Quand la télévision d'État chinoise utilise une expatriée française pour diffuser sa propagande en France
Une tribune publiée sur CGTN, le média d’État chinois récemment autorisé à émettre en France, développe la propagande chinoise sur le Xinjiang.
RECTIFICATIF. Dans une première version de ce texte, publiée le 1er avril 2021, "Laurène Beaumond" était présentée par erreur comme "une fausse journaliste française". Dans une mise à jour publiée le 4 avril, nous avons précisé que selon la chaîne CGTN, "Laurène Beaumond" était un pseudonyme. Notre correspondante en Chine a depuis cherché à contacter cette Française qu'elle a pu identifier, confirmant les informations du Figaro. Nous avons corrigé notre article en conséquence, et présentons nos excuses à nos lecteurs.

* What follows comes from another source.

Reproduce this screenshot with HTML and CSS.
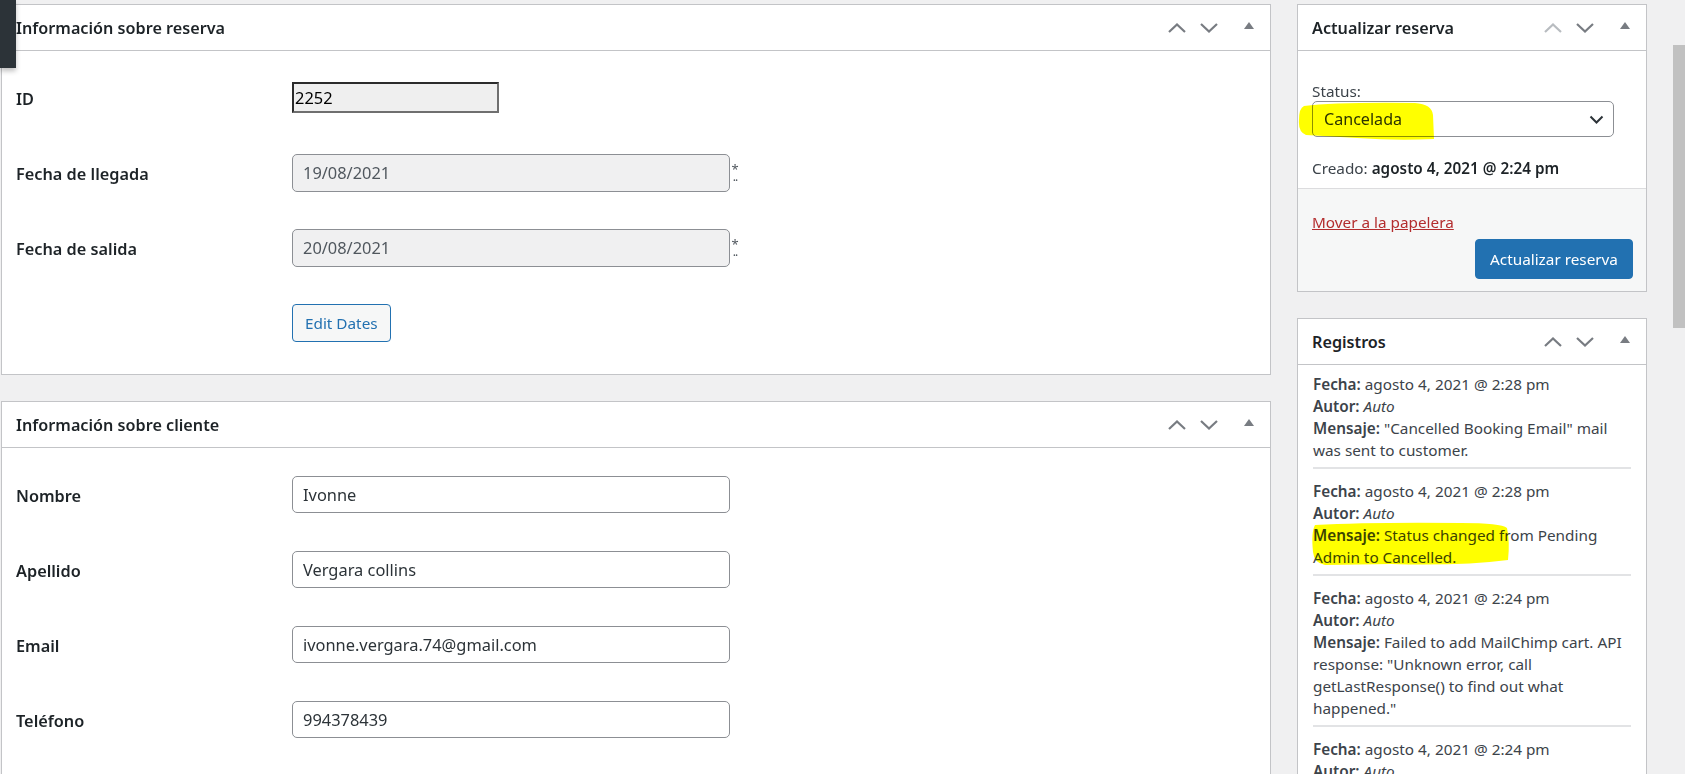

Dans une tribune parue sur le site de la télévision d’État chinoise CGTN, qui a obtenu récemment l’autorisation d’émettre en français, une jeune femme, présentée comme journaliste indépendante française basée en Chine, démonte les accusations de génocide et de persécution subies par la minorité ouïghoure. Une "note de l'éditeur" précède la tribune publiée sur le site en francais de la chaîne CGTN, pour en présenter l'auteure : "Journaliste indépendante basée en France, doublement diplômée d'histoire de l'art et d'archéologie à l'université de la Sorbonne-IV et détentrice d'un Master de journalisme, Laurène Beaumond a travaillé dans différentes rédactions parisiennes avant de poser ses valises à Beijing où elle a vécu presque 7 ans."
"Laurène Beaumond", qui dit s’être rendue plusieurs fois dans le Xinjiang, n’a pas de carte de presse, selon nos confrères du Monde qui n'ont pas retrouvé sa trace dans le fichier de la Commission de la carte d’identité des journalistes professionnels français. Et en dehors de cette tribune, une recherche sur Google ne laisse apparaître aucun article avec l'occurrence "Laurène Beaumond".
De faux profils sur Twitter
"Laurène Beaumond", dans l'article publié sur le site en français de CGTN, réfute les accusations formulées par ceux qui dénoncent les stérilisations des femmes ouïghoures et le travail forcé de cette minorité musulmane. "D'où viennent ces nouveaux pasionarias de la 'cause ouïghoure', cette ethnie dont le sort ne préoccupait personne jusqu'ici ?", peut-on ainsi lire. Une "parodie de procès faite à distance à la Chine", écrit "Laurène Beaumond", sans "aucune preuve concrète". À l’en croire, il n’existe pas de camps de rééducation chinois, contrairement aux enquêtes documentées par certains chercheurs qu’elle qualifie donc de "nouveaux pasionarias de la cause ouïghoure". Et de décrire le bonheur qu’ont les Ouïghours à vivre dans le Xinjiang où elle dit s’être rendue une dizaine de fois entre 2014 et 2019. Un tableau idyllique qui reprend point par point la propagande chinoise.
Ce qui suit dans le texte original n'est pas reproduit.